嵌合抗原受体T细胞（CAR-T cells）已在血液瘤治疗上取得巨大进展，但对实体瘤治疗并没有很好的疗效, 一个重要原因是实体瘤的肿瘤微环境抑制了CAR-T细胞的功能， T细胞表面的抑制性受体与肿瘤细胞表面的抑制性配体结合启动抑制信号通路，引起T细胞功能耗竭。如何阻止CAR-T细胞在肿瘤微环境中的耗竭，是一个重要的科学问题。本项目将从卵巢癌临床样本中建立原代肿瘤细胞系，建立诱发CAR-T细胞耗竭的体外和体内肿瘤模型。基于实验室已有的CAR-T基因编辑平台，我们将用CRISPR-Cas9技术敲除CAR-T细胞的主要免疫检查点基因，验证单一敲除不同基因或敲除不同组合基因是否能使CAR-T细胞抵御实体瘤微环境的免疫抑制，获得肿瘤杀伤效果最佳的基因编辑CAR-T细胞，最后使用PDX小鼠模型验证其治疗实体肿瘤的功能。这项研究将为应用CAR-T细胞治疗实体瘤提供新的策略。
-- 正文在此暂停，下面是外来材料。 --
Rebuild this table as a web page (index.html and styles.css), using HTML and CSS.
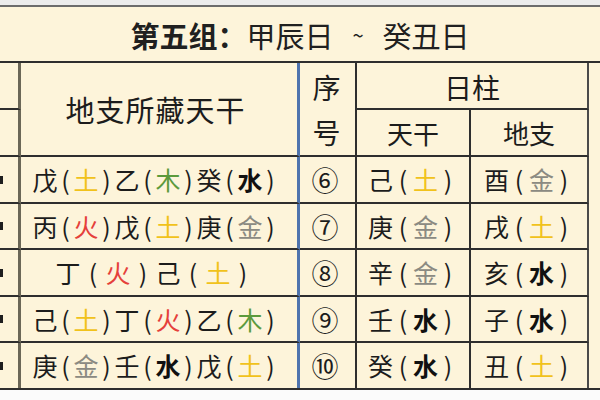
FILE: index.html
```html
<!DOCTYPE html>
<html lang="zh-CN">
<head>
<meta charset="utf-8">
<title>第五组：甲辰日 ~ 癸丑日</title>
<link rel="stylesheet" href="styles.css">
</head>
<body>
<div class="topbar"></div>
<div class="sheet">
  <div class="title"><b class="strong">第五组：</b>甲辰日<span class="tilde">~</span>癸丑日</div>
  <div class="grid">
    <div class="c0 h1"></div>
    <div class="hd-cang">地支所藏天干</div>
    <div class="hd-xu"><span>序</span><span>号</span></div>
    <div class="hd-rz">日柱</div>
    <div class="side"></div>
    <div class="c0 h2"></div>
    <div class="hd-sub gan">天干</div>
    <div class="hd-sub zhi">地支</div>

    <div class="c0"><span class="tick"></span></div>
    <div class="c1 mix">戊<span class="p">(</span><span class="tu">土</span><span class="p">)</span>乙<span class="p">(</span><span class="mu">木</span><span class="p">)</span>癸<span class="p">(</span><span class="shui">水</span><span class="p">)</span></div>
    <div class="c2">⑥</div>
    <div class="c3 pillar">己<span class="p">(</span><span class="tu">土</span><span class="p">)</span></div>
    <div class="c4 pillar">酉<span class="p">(</span><span class="jin">金</span><span class="p">)</span></div>

    <div class="c0"><span class="tick"></span></div>
    <div class="c1 mix">丙<span class="p">(</span><span class="huo">火</span><span class="p">)</span>戊<span class="p">(</span><span class="tu">土</span><span class="p">)</span>庚<span class="p">(</span><span class="jin">金</span><span class="p">)</span></div>
    <div class="c2">⑦</div>
    <div class="c3 pillar">庚<span class="p">(</span><span class="jin">金</span><span class="p">)</span></div>
    <div class="c4 pillar">戌<span class="p">(</span><span class="tu">土</span><span class="p">)</span></div>

    <div class="c0"><span class="tick"></span></div>
    <div class="c1 wide">丁<span class="p">(</span><span class="huo">火</span><span class="p">)</span>己<span class="p">(</span><span class="tu">土</span><span class="p">)</span></div>
    <div class="c2">⑧</div>
    <div class="c3 pillar">辛<span class="p">(</span><span class="jin">金</span><span class="p">)</span></div>
    <div class="c4 pillar">亥<span class="p">(</span><span class="shui">水</span><span class="p">)</span></div>

    <div class="c0"><span class="tick"></span></div>
    <div class="c1 mix">己<span class="p">(</span><span class="tu">土</span><span class="p">)</span>丁<span class="p">(</span><span class="huo">火</span><span class="p">)</span>乙<span class="p">(</span><span class="mu">木</span><span class="p">)</span></div>
    <div class="c2">⑨</div>
    <div class="c3 pillar">壬<span class="p">(</span><span class="shui">水</span><span class="p">)</span></div>
    <div class="c4 pillar">子<span class="p">(</span><span class="shui">水</span><span class="p">)</span></div>

    <div class="c0 last"><span class="tick"></span></div>
    <div class="c1 mix last">庚<span class="p">(</span><span class="jin">金</span><span class="p">)</span>壬<span class="p">(</span><span class="shui">水</span><span class="p">)</span>戊<span class="p">(</span><span class="tu">土</span><span class="p">)</span></div>
    <div class="c2 last">⑩</div>
    <div class="c3 pillar last">癸<span class="p">(</span><span class="shui">水</span><span class="p">)</span></div>
    <div class="c4 pillar last">丑<span class="p">(</span><span class="tu">土</span><span class="p">)</span></div>
  </div>
</div>
</body>
</html>
```

FILE: styles.css
```css
* { box-sizing: border-box; }

html, body {
  margin: 0;
  padding: 0;
  width: 600px;
  height: 400px;
  overflow: hidden;
  background: #fbfbfb;
  font-family: "Noto Sans CJK SC", "Noto Sans", sans-serif;
  color: #1c1c1c;
}

.topbar {
  height: 5px;
  background: #ececec;
}

.sheet {
  background: #fdf4da;
  border-top: 2px solid #6c6c6c;
}

.title {
  height: 54px;
  display: flex;
  align-items: center;
  justify-content: center;
  font-size: 29px;
  line-height: 1;
  font-weight: 400;
  color: #202020;
  padding-top: 2px;
}

.title .strong {
  font-weight: 700;
}

.title .tilde {
  display: inline-block;
  width: 49px;
  text-align: center;
  font-size: 20px;
}

.grid {
  display: grid;
  grid-template-columns: 21px 279px 57px 114px 118px 11px;
  grid-template-rows: 47px 47px 47px 46px 47px 46px 45px;
  border-top: 2px solid #2e2e2e;
  border-bottom: 2px solid #2e2e2e;
}

.grid > div {
  display: flex;
  align-items: center;
  justify-content: center;
  line-height: 1;
  white-space: nowrap;
}

/* row lines */
.c0, .c1, .c2, .c3, .c4,
.h1, .h2, .hd-cang, .hd-xu, .hd-rz, .hd-sub {
  border-bottom: 2px solid #2e2e2e;
}
.grid > .last { border-bottom: none; }

/* column lines */
.grid > .c0 {
  border-right: 3px solid #6b6757;
  justify-content: flex-start;
}
.c1, .hd-cang {
  border-right: 3px solid #4f74ae;
  padding-right: 7px;
}
.c2, .hd-xu { border-right: 2px solid #2e2e2e; }
.c3, .gan { border-right: 2px solid #2e2e2e; }
.c4, .zhi, .hd-rz { border-right: 2px solid #4a4a4a; }

/* header placement */
.h1 { grid-column: 1; grid-row: 1; }
.h2 { grid-column: 1; grid-row: 2; }
.hd-cang {
  grid-column: 2;
  grid-row: 1 / span 2;
  font-size: 29px;
  letter-spacing: 1px;
}
.hd-xu {
  grid-column: 3;
  grid-row: 1 / span 2;
  flex-direction: column;
  gap: 17px;
  font-size: 28px;
  padding-right: 2px;
}
.hd-rz {
  grid-column: 4 / span 2;
  grid-row: 1;
  font-size: 28px;
  padding-top: 2px;
}
.side {
  grid-column: 6;
  grid-row: 1 / span 7;
}
.gan { grid-column: 4; grid-row: 2; font-size: 26px; }
.zhi { grid-column: 5; grid-row: 2; font-size: 26px; }

/* body cells */
.tick {
  display: block;
  width: 3px;
  height: 8px;
  background: #1e1e1e;
}

.c1, .c3, .c4 { font-size: 25px; }
.c2 {
  font-size: 27px;
  padding-right: 5px;
}

.p {
  display: inline-block;
  text-align: center;
  color: #1c1c1c;
}
.mix .p { width: 16px; }
.wide .p { width: 25px; }
.pillar .p { width: 20px; }

.tu { color: #f1c21b; }
.mu { color: #5c9a3c; }
.huo { color: #e5403a; }
.jin { color: #8b8a82; }
.shui { color: #111111; font-weight: 700; }
```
Chimeric antigen receptor (CAR) T cell therapy has been applied successfully in treating patients with advanced refractory B cell malignancy. However, many challenges remain in extending its application toward the treatment of solid tumors. The immunosuppressive nature of the tumor microenvironment (TME) is considered as one of the key factors limiting CAR-T efficacy. The TME expresses various ligands that activate immune checkpoint receptors on T cell surface, leading to T cell exhaustion. It is highly desirable to establish a method that renders CAR-T cells non-responsive to the TME immune suppression. In this study, we will first derive mesothelin positive tumor cell lines and stromal cell lines from primary ovarian tumor samples and establish tumor models in vitro and in vivo. We will use anti-mesothelin CAR-T cells to treat different tumor lines and identify the best model that induces CAR-T cell exhaustion. Using CRISPR-Cas9, we will knockout multiple immune check point genes independently or in different combinations in CAR-T cells, and compare their anti-tumor efficacy with non-edited CAR-T cells, using the optimized tumor model. Finally, we will test gene edited CAR-T cells using PDX models. This study will facilitate the development of more potent CAR-T therapy for treating solid tumors.